0-10V Measurements (0-10V Dimming Only): Measures voltage and current on the 0-10V lines, both at a control level of 1% and at 100%. This can impact the Max Quantity per Output.
Other notes: Any other notes about sample performance.
Capacitive Effects / Power Measurements
This page lists observed voltage and current waveforms of samples in operation, which determines the watts used. Measured wattage values can sometimes be higher or lower than what the manufacturer states, which can affect the number of lamps a circuit can support.
If the samples observed any capacitive effects with D20 dimming, that will be listed here. It's possible that SCR misfiring was only observed in Legacy systems, since they're less naturally resilient to such behavior. In some cases, SCR misfiring might not be fixable.
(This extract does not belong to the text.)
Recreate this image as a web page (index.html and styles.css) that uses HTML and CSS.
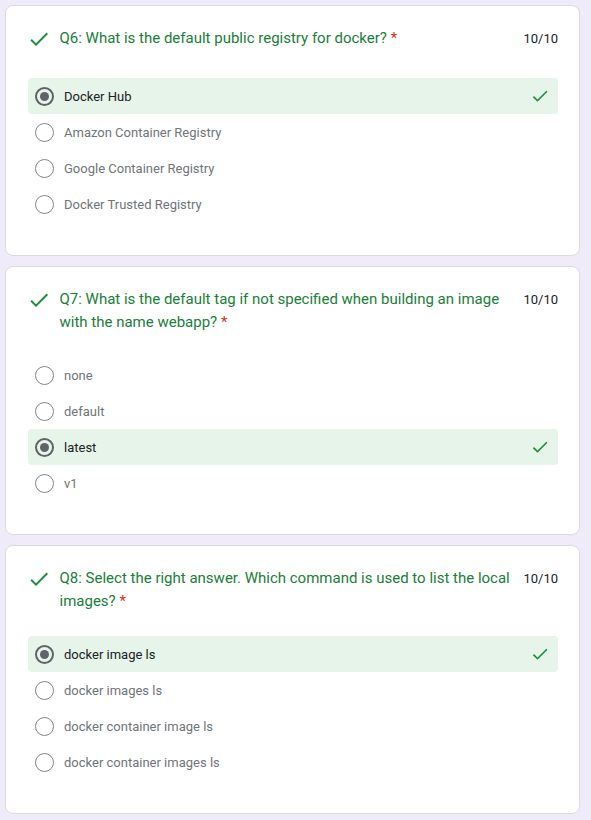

Inrush Testing (Forward Phase)
This page lists the worst-case inrush current draw and duration when the samples operate in forward phase dimming or switched applications. This applies to D20-style modules, relay modules like when used with 0-10V or DMX dimming, and ELV modules programmed to forward phase (which is unusual, but is sometimes necessary depending on the samples.) Inrush current can limit the number of fixtures allowed on a circuit, which is reflected in the Max Quantity Per Circuit of a dimmer.
Inrush Testing (Reverse Phase)
This page lists the worst-case inrush current draw and duration when the samples operate in reverse phase dimming. This applies to ELV modules and phase-adaptive modules during typical operation. Inrush current can limit the number of fixtures allowed on a circuit, which is reflected in the Max Quantity Per Circuit of a dimmer.
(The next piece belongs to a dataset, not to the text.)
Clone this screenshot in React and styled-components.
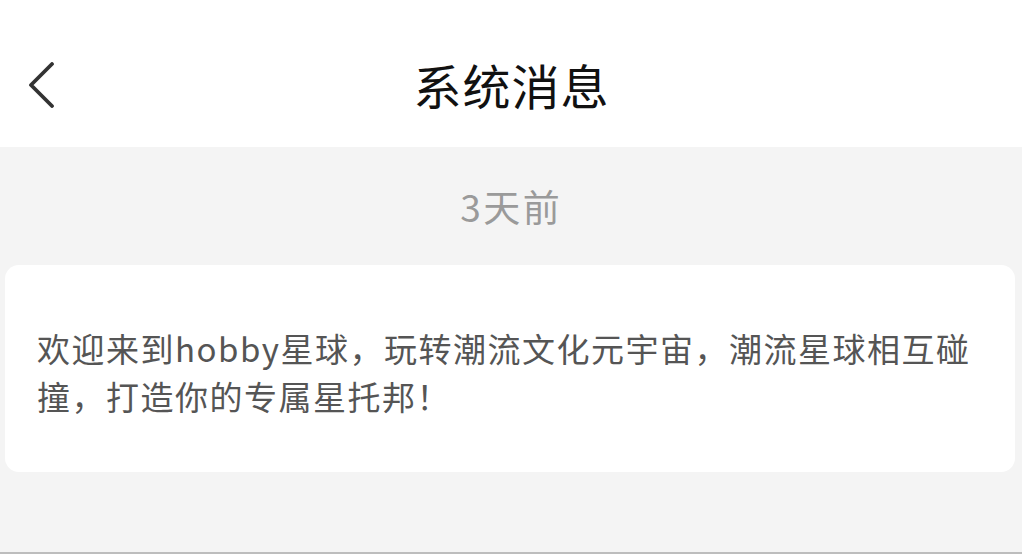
import React from 'react'
import styled, { createGlobalStyle } from 'styled-components'

const GlobalStyle = createGlobalStyle`
  html, body {
    margin: 0;
    padding: 0;
    background: #f4f4f4;
  }
  body {
    font-family: "Noto Sans CJK SC", "Noto Sans", sans-serif;
  }
`

const App = () => {
  return (
    <Page>
      <GlobalStyle />
      <Header>
        <BackButton aria-label="back">
          <svg width="28" height="46" viewBox="0 0 28 46" fill="none">
            <path d="M25 2 L4 23 L25 44" stroke="#333" strokeWidth="3.8" strokeLinecap="round" strokeLinejoin="round" />
          </svg>
        </BackButton>
        <Title>系统消息</Title>
      </Header>
      <Body>
        <TimeLabel>3天前</TimeLabel>
        <MessageCard>
          欢迎来到hobby星球，玩转潮流文化元宇宙，潮流星球相互碰撞，打造你的专属星托邦！
        </MessageCard>
      </Body>
      <BottomLine />
    </Page>
  )
}

export default App

const Page = styled.div`
  min-height: 554px;
  display: flex;
  flex-direction: column;
  background: #f4f4f4;
`

const Header = styled.header`
  height: 147px;
  background: #fff;
  display: flex;
  align-items: center;
  justify-content: center;
  position: relative;
`

const BackButton = styled.button`
  position: absolute;
  left: 27px;
  top: 62px;
  padding: 0;
  border: none;
  background: transparent;
  display: flex;
`

const Title = styled.h1`
  margin: 0;
  padding-left: 1px;
  font-size: 48px;
  font-weight: 400;
  letter-spacing: 1px;
  color: #111;
  line-height: 1;
  transform: translateY(10px);
`

const Body = styled.main`
  flex: 1;
  display: flex;
  flex-direction: column;
  align-items: center;
  padding: 0 7px 0 5px;
`

const TimeLabel = styled.div`
  height: 118px;
  display: flex;
  align-items: center;
  padding-left: 2.5px;
  font-size: 37px;
  letter-spacing: 2.5px;
  color: #9a9a9a;
`

const MessageCard = styled.section`
  align-self: stretch;
  background: #fff;
  border-radius: 14px;
  padding: 59px 25px 52px 32px;
  font-size: 33px;
  letter-spacing: 1.5px;
  line-height: 48px;
  color: #555;
`

const BottomLine = styled.div`
  height: 2px;
  background: #bdbdbd;
`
Voltage Distortion Testing
This page lists any observed voltage distortion of the samples in operation. Voltage distortion can only be an issue when dimming LEDs on D20-style dimmers, so this not a concern for ELV or phase-adaptive dimmers. However, it tends to get worse with additional fixtures on a circuit, and can seriously impact performance or lifespan of lights, so being aware of whether this is a probable concern is greatly helpful when intending to use D20 modules.